== Given material

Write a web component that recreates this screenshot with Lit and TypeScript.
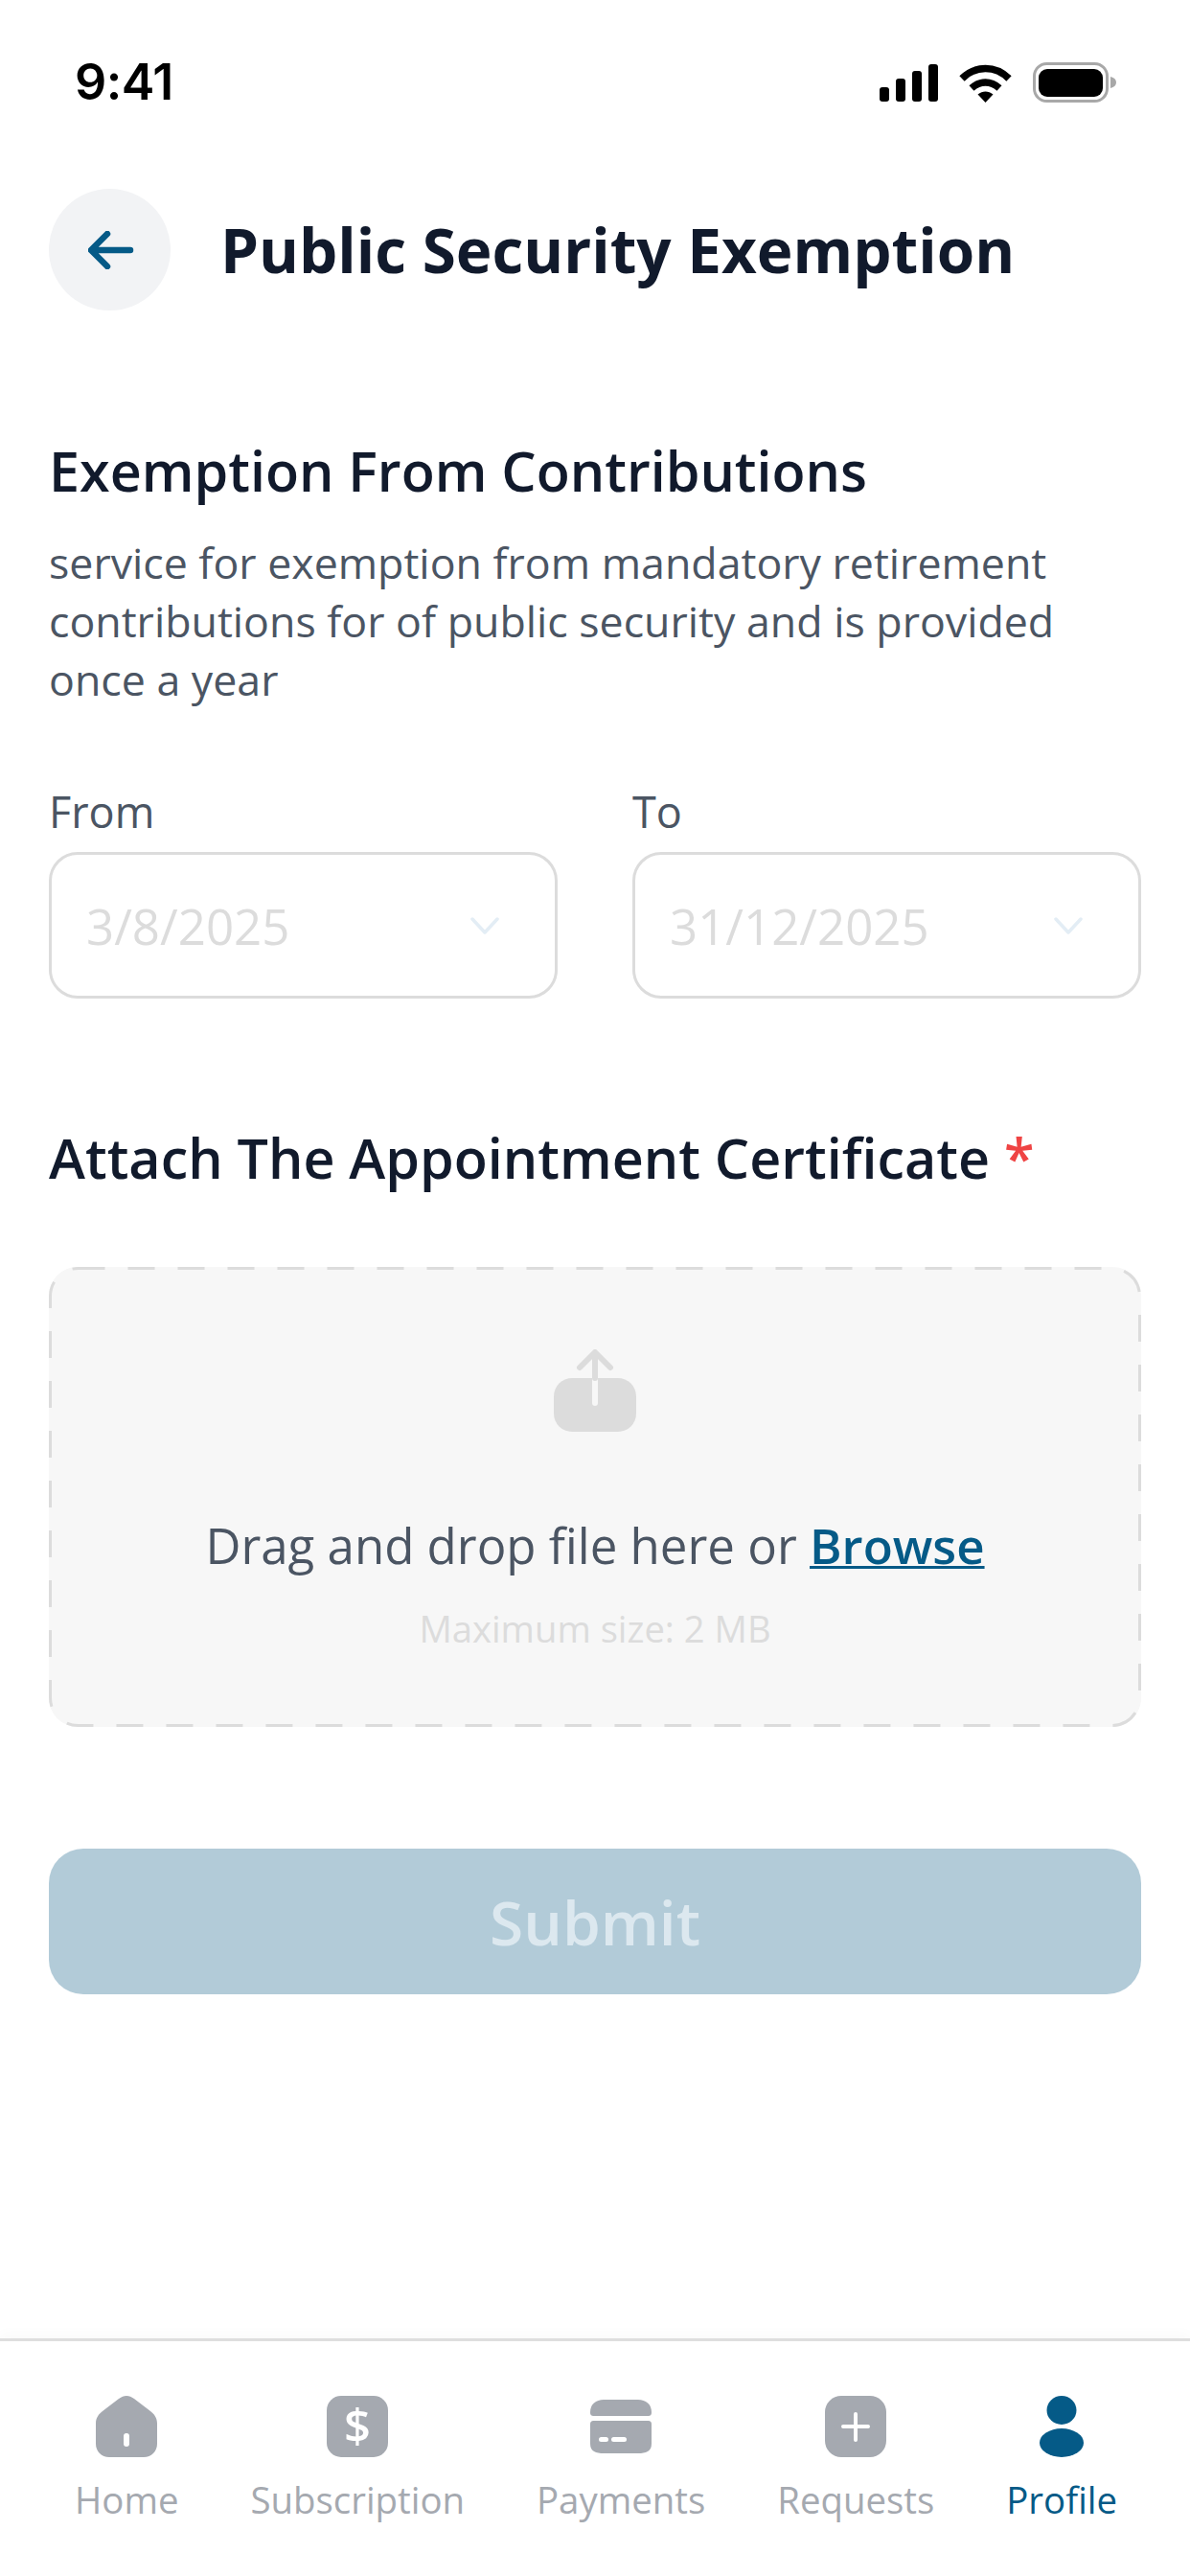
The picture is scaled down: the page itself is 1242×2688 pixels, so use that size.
import { LitElement, html, css, svg } from "lit";
import { customElement } from "lit/decorators.js";

const navItems = [
  { label: "Home", w: 64, icon: svg`<path d="M32 0c3 0 5 1 8 3l17 13c4 3 7 7 7 13v21c0 8-6 14-14 14H14C6 64 0 58 0 50V29c0-6 3-10 7-13L24 3c3-2 5-3 8-3z" fill="#a5a9b0"/><rect x="29" y="39" width="6" height="14" rx="3" fill="#fff"/>` },
  { label: "Subscription", w: 64, icon: svg`<rect width="64" height="64" rx="15" fill="#a5a9b0"/><text x="32" y="49" text-anchor="middle" font-family="Open Sans" font-weight="600" font-size="49" fill="#fff">$</text>` },
  { label: "Payments", w: 64, icon: svg`<path d="M0 17C0 9 6 4 14 4h36c8 0 14 5 14 13 0 3-1 4-4 4H4c-3 0-4-1-4-4z" fill="#a5a9b0"/><path d="M4 26h56c3 0 4 1 4 4v20c0 8-6 10-14 10H14C6 60 0 58 0 50V30c0-3 1-4 4-4z" fill="#a5a9b0"/><rect x="9" y="43" width="10" height="5" rx="2.5" fill="#fff"/><rect x="22" y="43" width="16" height="5" rx="2.5" fill="#fff"/>` },
  { label: "Requests", w: 64, icon: svg`<rect width="64" height="64" rx="17" fill="#a5a9b0"/><path d="M32 19v27M19 32h26" stroke="#fff" stroke-width="4" stroke-linecap="round"/>` },
  { label: "Profile", w: 46, active: true, icon: svg`<ellipse cx="23" cy="15" rx="15.5" ry="15" fill="#055a87"/><ellipse cx="23" cy="49" rx="23" ry="15" fill="#055a87"/>` },
];

@customElement("app-root")
export class AppRoot extends LitElement {
  static styles = css`
    :host { display: block; font-family: "Open Sans", sans-serif; }
    .page { width: 1242px; height: 2688px; background: #fff; display: flex; flex-direction: column; overflow: hidden; }
    .status { display: flex; justify-content: space-between; padding: 65px 76px 0 78px; height: 132px; box-sizing: border-box; }
    .time { font-family: Inter, sans-serif; font-weight: 600; font-size: 52px; line-height: 42px; color: #000; letter-spacing: -0.5px; }
    .status-icons { display: flex; gap: 22px; align-items: flex-start; height: 42px; }
    .status-icons svg { display: block; }
    .header { display: flex; align-items: center; gap: 52px; padding: 65px 51px 0; }
    .back { width: 127px; height: 127px; border-radius: 50%; background: #f2f3f5; display: flex; align-items: center; justify-content: center; flex: none; padding-left: 3px; box-sizing: border-box; }
    .title { margin: 0; font-size: 63.8px; line-height: 80px; font-weight: 700; color: #111a2c; }
    .content { padding: 0 51px; flex: 1; }
    .h2 { margin: 0; font-size: 57.4px; line-height: 70px; font-weight: 600; color: #111a2c; }
    .intro { margin-top: 132px; }
    .desc { margin: 30px 0 0; font-size: 44.7px; line-height: 61px; color: #4b5563; }
    .dates { display: grid; grid-template-columns: 531px 531px; gap: 78px; margin-top: 78px; }
    .label { font-size: 45px; line-height: 60px; color: #4b5563; margin-bottom: 12px; }
    .field { height: 153px; box-sizing: border-box; border: 3px solid #dcdcdc; border-radius: 30px; display: flex; align-items: center; justify-content: space-between; padding: 0 58px 0 36px; font-size: 51px; color: #dcdcdc; }
    .attach { margin-top: 131px; }
    .star { color: #ef4444; }
    .drop { position: relative; margin-top: 79px; height: 480px; box-sizing: border-box; background: #f7f7f7; border-radius: 30px; display: flex; flex-direction: column; align-items: center; padding-top: 86px; }
    .dash { position: absolute; inset: 0; pointer-events: none; }
    .drop-icon { display: block; }
    .drop-text { margin-top: 84px; font-size: 51px; line-height: 68px; color: #4b5563; }
    .browse { color: #055a87; font-weight: 600; text-decoration: underline; text-decoration-thickness: 3px; }
    .max { margin-top: 27px; font-size: 38.2px; line-height: 52px; color: #dcdcdc; }
    .submit { margin-top: 127px; height: 152px; border-radius: 36px; background: #b2cbd8; color: #dce8ef; font-size: 64px; font-weight: 600; display: flex; align-items: center; justify-content: center; }
    .nav { height: 248px; box-sizing: border-box; border-top: 3px solid #dedede; box-shadow: 0 -6px 12px rgba(0, 0, 0, 0.02); display: flex; justify-content: space-between; padding: 57px 76px 0 78px; background: #fff; }
    .item { display: flex; flex-direction: column; align-items: center; gap: 17px; font-size: 38.4px; line-height: 54px; color: #a5a9b0; }
    .item.active { color: #055a87; }
    .item svg { display: block; overflow: visible; }
  `;

  render() {
    return html`
      <div class="page">
        <div class="status">
          <div class="time">9:41</div>
          <div class="status-icons">
            <svg width="61" height="42" viewBox="0 0 61 42" fill="#000">
              <rect x="0" y="26" width="10" height="15" rx="3" />
              <rect x="17" y="17" width="10" height="24" rx="3" />
              <rect x="34" y="9" width="10" height="32" rx="3" />
              <rect x="51" y="2" width="10" height="39" rx="3" />
            </svg>
            <svg width="55" height="42" viewBox="0 0 55 42">
              <path d="M3 17C17 3 38 3 52 17" fill="none" stroke="#000" stroke-width="7.5" />
              <path d="M13 27c9-8 20-8 29 0" fill="none" stroke="#000" stroke-width="7.5" />
              <path d="M19.500 33.500c5-4 11-4 16 0L27.500 42z" fill="#000" />
            </svg>
            <svg width="88" height="42" viewBox="0 0 88 42">
              <rect x="1.500" y="1.500" width="76" height="39" rx="13" fill="none" stroke="#a8a8a8" stroke-width="3" />
              <rect x="6" y="7" width="67" height="29" rx="9" fill="#000" />
              <path d="M81 15c4 1 6 3 6 6s-2 5-6 6z" fill="#a8a8a8" />
            </svg>
          </div>
        </div>

        <div class="header">
          <div class="back">
            <svg width="48" height="40" viewBox="0 0 48 40" fill="none" stroke="#055a87" stroke-width="6.5" stroke-linecap="round" stroke-linejoin="round">
              <path d="M44 20H4M20 3 3 20l17 17" />
            </svg>
          </div>
          <h1 class="title">Public Security Exemption</h1>
        </div>

        <div class="content">
          <h2 class="h2 intro">Exemption From Contributions</h2>
          <p class="desc">service for exemption from mandatory retirement contributions for of public security and is provided once a year</p>
          <div class="dates">
            ${[["From", "3/8/2025"], ["To", "31/12/2025"]].map(([l, v]) => html`
              <div>
                <div class="label">${l}</div>
                <div class="field">
                  <span>${v}</span>
                  <svg width="30" height="20" viewBox="0 0 30 20" fill="none" stroke="#e3edf5" stroke-width="3.500" stroke-linecap="round" stroke-linejoin="round"><path d="M2 3l13 14L28 3" /></svg>
                </div>
              </div>
            `)}
          </div>
          <h2 class="h2 attach">Attach The Appointment Certificate <span class="star">*</span></h2>
          <div class="drop">
            <svg class="dash" width="1140" height="480" viewBox="0 0 1140 480" fill="none">
              <rect x="1.500" y="1.500" width="1137" height="477" rx="29" stroke="#dcdcdc" stroke-width="3" stroke-dasharray="28 24" />
            </svg>
            <svg class="drop-icon" width="86" height="86" viewBox="0 0 86 86">
              <rect x="0" y="30" width="86" height="56" rx="19" fill="#dcdcdc" />
              <path d="M43 56V30" stroke="#f7f7f7" stroke-width="6" stroke-linecap="round" />
              <path d="M43 30V4M27 19 43 3l16 16" fill="none" stroke="#dcdcdc" stroke-width="6" stroke-linecap="round" stroke-linejoin="round" />
            </svg>
            <div class="drop-text">Drag and drop file here or <span class="browse">Browse</span></div>
            <div class="max">Maximum size: 2 MB</div>
          </div>
          <div class="submit">Submit</div>
        </div>

        <div class="nav">
          ${navItems.map((n) => html`
            <div class="item ${n.active ? "active" : ""}">
              <svg width=${n.w} height="64" viewBox="0 0 ${n.w} 64">${n.icon}</svg>
              <span>${n.label}</span>
            </div>
          `)}
        </div>
      </div>
    `;
  }
}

====

Only the number is wanted: how many lines in the data include the word "that"?

2